Part of the challenge to achieving home ownership is in the private rental sector itself. The UK has the highest percentage of income spent on rent of any European country. The National Housing Federation found that in the UK the average rent consumes 40% of income. This is compared to 32% in Switzerland, 29.5% in France and 24.8% in Germany. The average UK rent is £750 compared with a European average of £400.
To top this off, only one third of private rented tenants felt that they usually enjoy a good standard of housing (British Social Attitudes Survey) and my experiences of rented student housing would largely back this up. In light of this private renting reality, it is unsurprising that 72% of private renters would rather own their own home.
We are seeing the backlash against the private rented sector and it is based largely outside of the political system. There are campaigns running to challenge the status quo including Shelter Scotland’s ‘Make Renting Right’. While these campaigns raise serious issues with renting and offer short term solutions, for me they do not address a key driver of problems within the rented sector: the lack of new housing in Scotland.
Quite simply there are not enough houses being built to meet demand resulting in higher house prices pushing people in to rented accommodation. This is my own personal experience and one I don’t suspect I will be able to extract myself from in the next five years. In addition, a home of one’s own shouldn’t be reliant on having a significant other, so that between you, you can scrape together a 30% deposit to take on a 20 year mortgage on a tiny flat. However, despite the seriousness of this issue, there is little or nothing that the major political party in either the UK or Scotland are doing to address the shortfall.

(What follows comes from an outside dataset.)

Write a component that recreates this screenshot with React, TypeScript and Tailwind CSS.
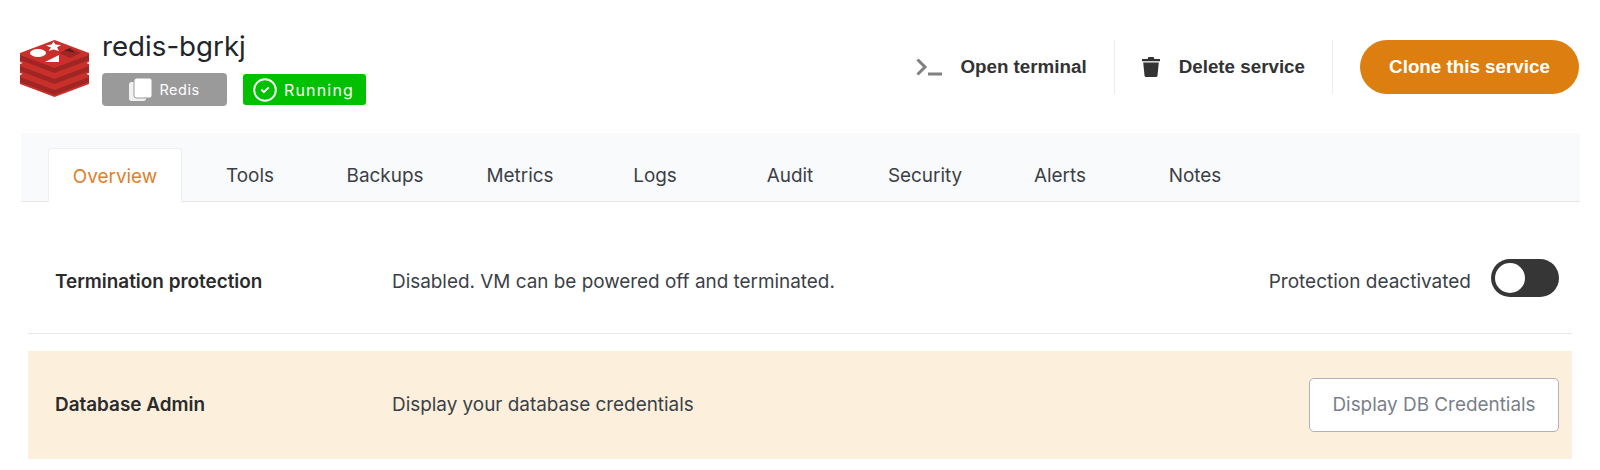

There is no target in Scotland for new housing completions and no attempt to address the lack of housing supply across the planning system as a whole, let alone in market hot spots like Edinburgh and Aberdeen.
The method used to evaluate the number of new houses needed in Scotland is the Housing Need and Demand Assessment (HNDA). This system examines previous levels of household formation via census data and then predicts, on the basis of historic trends, how much new housing we need to manage population growth and respond to demographic change. The output of the HNDA is the number of additional homes needed, broken down into the estimated number of households who can afford a) owner occupation b) private rent c) below market rent or d) social rent.
Unfortunately this system fails to account for suppression of household formation when many graduates and school leavers realise they can’t afford to leave the family home to rent a flat, let alone buy one. It also fails as a system to take into account individuals desire to not be within the private rented sector. It does not make any attempt quantify this desire and apportion housing need to manage it. There is no recognition of housing poverty either, where more than a third of income is spent on housing costs, and no attempt to directly challenge this market failure.
In my opinion, building more housing and making the system as a whole more affordable is the obvious way to address these problems. Having enough new housing would facilitate a rebalance of the market and reduce pressure on rents and house prices as a whole, opening the market to a much greater number of people.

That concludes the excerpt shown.